According to the pace, it's not plain text for the rest of us, it's
Unicode for the rest of us. If the comparison rules are to be
character based over Unicode, that would suggest the Unicode
encoding must also be specified so we know how many bytes are being
used per character and so on. A 'string of Unicode characters' isn't
sufficient by itself. Perhaps the Pace is using "character" in a
non-Unicode sense (if so, that's confusing). If the intention is
really to compare on Unicode characters/codepoints independent of
the encoding scheme (ie along the lines of some kind of Unicode
'Infoset'), that needs to be said - it's certainly not plain text
anymore.
But:
"Even if a particular atom:id instance looks like a URI, it SHOULD
NOT be treated as one."
doesn't seem consistent with the idea that we can have URIs if we
want. The pace is saying (to me) something along these lines "if it
looks like a HTTP URL you shouldn't run GET on it; if it looks like
a NewsML URI you shouldn't infer from the versioning bits". We have
experience that suggests people will not be able to oblige
themselves to this kind of constraint. IMO it should be struck.
Generally I'm concerned that we will use URI scheme structures to
generate unique keys (they're handy for that) and thus end up with
Unicode strings that look like URIs but are not supposed to be
treated as URIs, ever where those URIs have comparison and
normalization rules. I believe this is maximally surprising.
May I suggest this wording for the time being:
" The "atom:id" element's content conveys a permanent,
globally unique identifier for the feed. It MUST NOT change over
time, even if the feed is relocated. An atom:head element MAY
contain an atom:id element, but MUST NOT contain more than one. The
content of this element, when present, MUST be a string of Unicode
characters encoded as UTF-8. When atom:id elements are compared,
they MUST be compared on a character-by-character basis.

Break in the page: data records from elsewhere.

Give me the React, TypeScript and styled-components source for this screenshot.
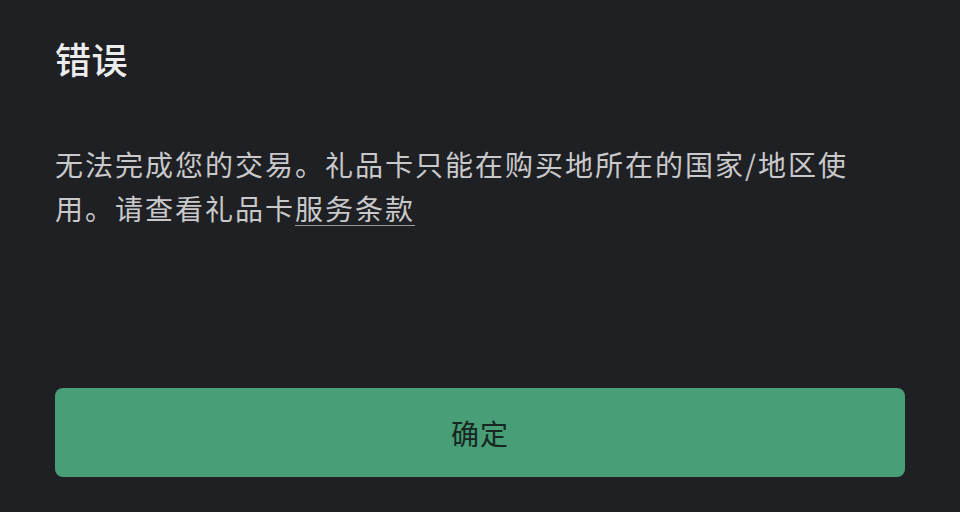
import styled, { createGlobalStyle } from "styled-components";

const GlobalStyle = createGlobalStyle`
  html, body {
    margin: 0;
    padding: 0;
    background: #1f2024;
  }
  body {
    font-family: "Noto Sans CJK SC", "Noto Sans", sans-serif;
  }
`;

function App() {
  return (
    <>
      <GlobalStyle />
      <Dialog>
        <Title>错误</Title>
        <Message>
          无法完成您的交易。礼品卡只能在购买地所在的国家/地区使用。请查看礼品卡
          <TermsLink>服务条款</TermsLink>
        </Message>
        <ConfirmButton type="button">确定</ConfirmButton>
      </Dialog>
    </>
  );
}

export default App;

const Dialog = styled.div`
  width: 960px;
  height: 512px;
  box-sizing: border-box;
  padding: 0 55px 35px 55px;
  display: flex;
  flex-direction: column;
  background: #1f2024;
  overflow: hidden;
`;

const Title = styled.h1`
  margin: 34px 0 0 0;
  font-size: 36px;
  line-height: 48px;
  font-weight: 500;
  color: #ececec;
  letter-spacing: 0.5px;
`;

const Message = styled.p`
  margin: 60px 0 0 0;
  max-width: 810px;
  font-size: 28px;
  line-height: 44px;
  font-weight: 400;
  color: #c9c9cb;
  letter-spacing: 2px;
`;

const TermsLink = styled.span`
  text-decoration: underline;
  text-decoration-color: #9a9a9c;
  text-underline-offset: 5px;
  text-decoration-thickness: 1px;
`;

const ConfirmButton = styled.button`
  margin-top: auto;
  width: 100%;
  height: 89px;
  border: none;
  border-radius: 8px;
  background: #489e77;
  color: #17271f;
  font-family: "Noto Sans CJK SC", "Noto Sans", sans-serif;
  font-size: 28px;
  letter-spacing: 1px;
  cursor: pointer;
`;
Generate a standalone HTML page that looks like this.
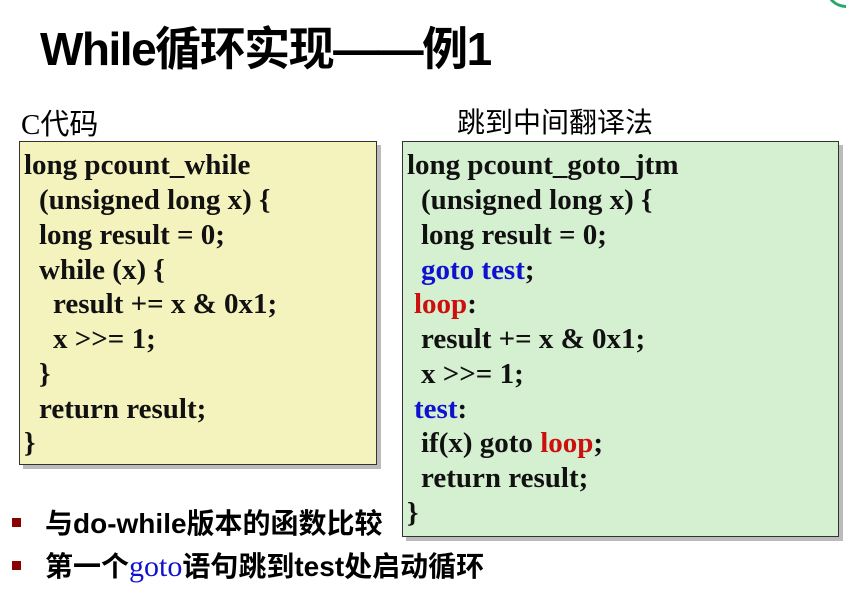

It is not a goal that atom:id be usable for retrieval of
information.
Historically, in syndication feeds, the detection of
duplicates has been error-prone because of failure to assign
identifiers which are globally unique and stable. Identifiers have
been observed to change when a feed moved hosts or when an entry was
reassigned to a different category or its title was edited. The
management of globally unique and immutable identifiers requires
prior planning and extra effort, but this is more than justified by
the benefits of robust duplicate detection. "
Of course this begs the question - what if the Atom is encoded as
UTF-16?
In all seriousness, perhaps I just don't understand the pace.
cheers
Bill